§ **Stated task**: Look through the records below and collect all lines that hold the string "with".

§ **Dataset extract**:
(begin)

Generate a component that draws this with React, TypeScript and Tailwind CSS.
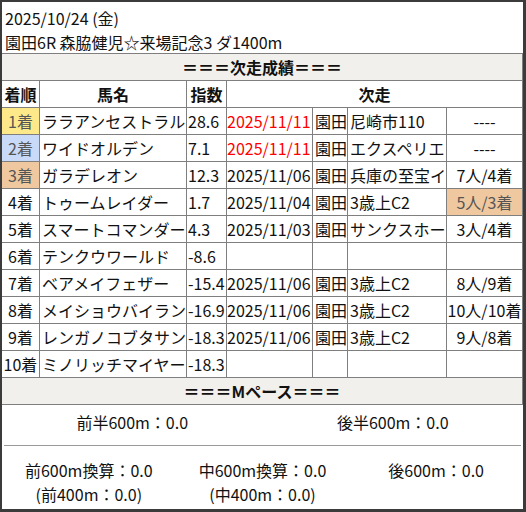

(end)
(begin)

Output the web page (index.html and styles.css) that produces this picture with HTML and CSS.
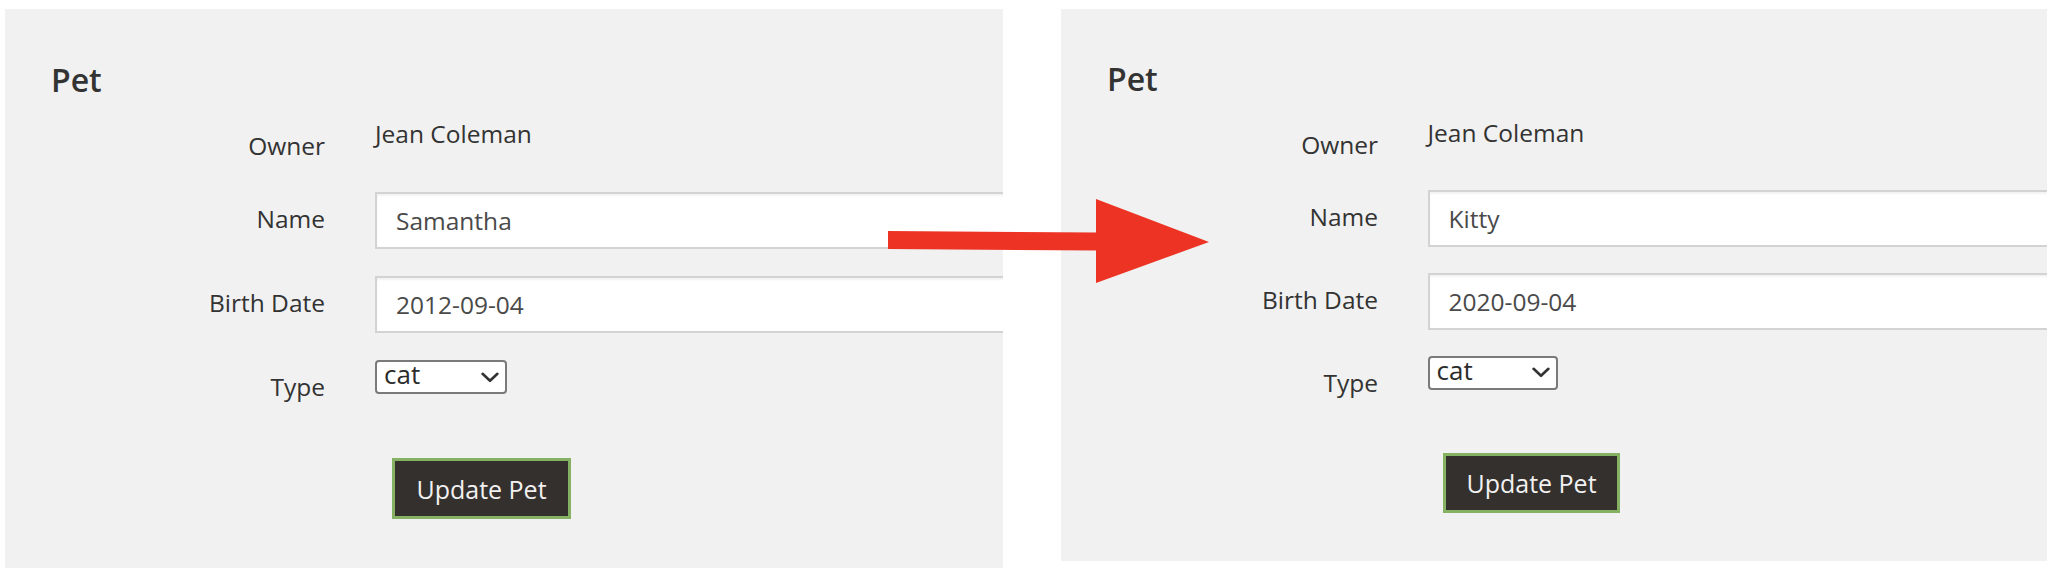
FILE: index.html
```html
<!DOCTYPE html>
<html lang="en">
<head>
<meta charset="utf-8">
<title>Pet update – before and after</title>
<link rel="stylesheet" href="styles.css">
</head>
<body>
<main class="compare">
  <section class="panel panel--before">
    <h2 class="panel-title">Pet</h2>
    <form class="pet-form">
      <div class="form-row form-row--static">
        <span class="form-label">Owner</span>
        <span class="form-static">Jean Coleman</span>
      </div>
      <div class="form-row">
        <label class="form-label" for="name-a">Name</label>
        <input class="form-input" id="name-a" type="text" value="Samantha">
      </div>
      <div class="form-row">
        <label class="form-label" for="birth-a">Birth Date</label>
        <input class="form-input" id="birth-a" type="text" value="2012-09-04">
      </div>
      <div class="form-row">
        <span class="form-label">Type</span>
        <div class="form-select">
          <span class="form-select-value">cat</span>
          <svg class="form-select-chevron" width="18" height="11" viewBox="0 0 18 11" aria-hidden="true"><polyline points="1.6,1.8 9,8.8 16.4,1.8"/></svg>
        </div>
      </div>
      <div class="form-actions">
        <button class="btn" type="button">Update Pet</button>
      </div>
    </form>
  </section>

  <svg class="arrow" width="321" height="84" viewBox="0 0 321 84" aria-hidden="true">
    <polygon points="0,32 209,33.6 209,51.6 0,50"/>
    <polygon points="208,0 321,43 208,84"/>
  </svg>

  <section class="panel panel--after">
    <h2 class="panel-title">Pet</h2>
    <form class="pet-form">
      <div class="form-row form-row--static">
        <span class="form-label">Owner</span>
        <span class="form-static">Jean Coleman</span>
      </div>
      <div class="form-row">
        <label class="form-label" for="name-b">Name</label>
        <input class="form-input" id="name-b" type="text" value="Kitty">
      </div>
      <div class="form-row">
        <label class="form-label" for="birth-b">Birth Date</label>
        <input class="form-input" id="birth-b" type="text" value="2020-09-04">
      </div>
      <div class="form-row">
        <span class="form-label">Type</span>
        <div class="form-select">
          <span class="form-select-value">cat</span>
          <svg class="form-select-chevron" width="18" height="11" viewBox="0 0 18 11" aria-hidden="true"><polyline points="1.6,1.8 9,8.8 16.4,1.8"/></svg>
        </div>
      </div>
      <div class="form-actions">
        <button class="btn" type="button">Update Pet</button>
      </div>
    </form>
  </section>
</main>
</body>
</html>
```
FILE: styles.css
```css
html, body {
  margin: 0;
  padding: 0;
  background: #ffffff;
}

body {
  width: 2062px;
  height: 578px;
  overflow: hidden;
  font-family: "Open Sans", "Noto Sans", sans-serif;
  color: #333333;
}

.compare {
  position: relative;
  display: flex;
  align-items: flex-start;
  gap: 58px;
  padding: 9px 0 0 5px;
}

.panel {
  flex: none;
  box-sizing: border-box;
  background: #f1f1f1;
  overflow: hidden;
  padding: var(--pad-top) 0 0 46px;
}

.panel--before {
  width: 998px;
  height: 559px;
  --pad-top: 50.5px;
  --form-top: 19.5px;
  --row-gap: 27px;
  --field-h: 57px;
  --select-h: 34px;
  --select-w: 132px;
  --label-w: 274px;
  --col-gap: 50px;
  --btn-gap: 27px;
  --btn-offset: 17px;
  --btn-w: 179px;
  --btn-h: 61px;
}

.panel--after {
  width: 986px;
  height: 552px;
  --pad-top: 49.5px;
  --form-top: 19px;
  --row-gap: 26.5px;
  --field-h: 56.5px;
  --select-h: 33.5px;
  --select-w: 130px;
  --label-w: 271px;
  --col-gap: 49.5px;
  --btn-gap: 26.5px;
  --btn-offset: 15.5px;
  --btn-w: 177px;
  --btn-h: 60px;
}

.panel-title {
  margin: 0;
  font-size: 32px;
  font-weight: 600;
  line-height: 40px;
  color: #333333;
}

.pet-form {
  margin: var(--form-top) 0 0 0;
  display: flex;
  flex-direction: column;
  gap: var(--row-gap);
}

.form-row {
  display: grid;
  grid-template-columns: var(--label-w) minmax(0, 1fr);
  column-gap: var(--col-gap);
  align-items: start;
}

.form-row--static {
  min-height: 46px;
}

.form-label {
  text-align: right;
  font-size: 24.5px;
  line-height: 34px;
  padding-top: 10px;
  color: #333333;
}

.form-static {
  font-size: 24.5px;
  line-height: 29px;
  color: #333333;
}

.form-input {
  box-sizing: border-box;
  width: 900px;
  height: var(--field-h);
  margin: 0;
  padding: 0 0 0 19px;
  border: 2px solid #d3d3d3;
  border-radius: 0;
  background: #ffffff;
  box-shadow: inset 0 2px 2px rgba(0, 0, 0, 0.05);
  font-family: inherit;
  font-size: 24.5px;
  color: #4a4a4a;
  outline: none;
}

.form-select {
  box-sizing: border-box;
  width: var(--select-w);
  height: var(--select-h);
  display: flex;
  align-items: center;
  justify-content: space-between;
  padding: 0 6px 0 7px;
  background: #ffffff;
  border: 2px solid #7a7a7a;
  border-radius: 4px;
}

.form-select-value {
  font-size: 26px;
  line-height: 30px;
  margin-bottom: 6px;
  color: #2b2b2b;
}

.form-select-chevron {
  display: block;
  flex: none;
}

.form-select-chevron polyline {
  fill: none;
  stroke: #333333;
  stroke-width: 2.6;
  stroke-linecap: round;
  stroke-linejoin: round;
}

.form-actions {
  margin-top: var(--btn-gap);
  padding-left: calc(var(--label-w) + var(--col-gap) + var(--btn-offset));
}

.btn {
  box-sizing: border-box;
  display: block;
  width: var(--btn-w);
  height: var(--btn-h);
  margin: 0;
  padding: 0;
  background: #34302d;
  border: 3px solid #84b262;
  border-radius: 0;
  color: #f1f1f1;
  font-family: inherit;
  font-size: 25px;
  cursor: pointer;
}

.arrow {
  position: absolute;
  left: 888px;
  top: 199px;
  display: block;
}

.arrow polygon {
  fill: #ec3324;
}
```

(end)

§ **Reply to the exercise**:
Generate a component that draws this with React, TypeScript and Tailwind CSS.
Output the web page (index.html and styles.css) that produces this picture with HTML and CSS.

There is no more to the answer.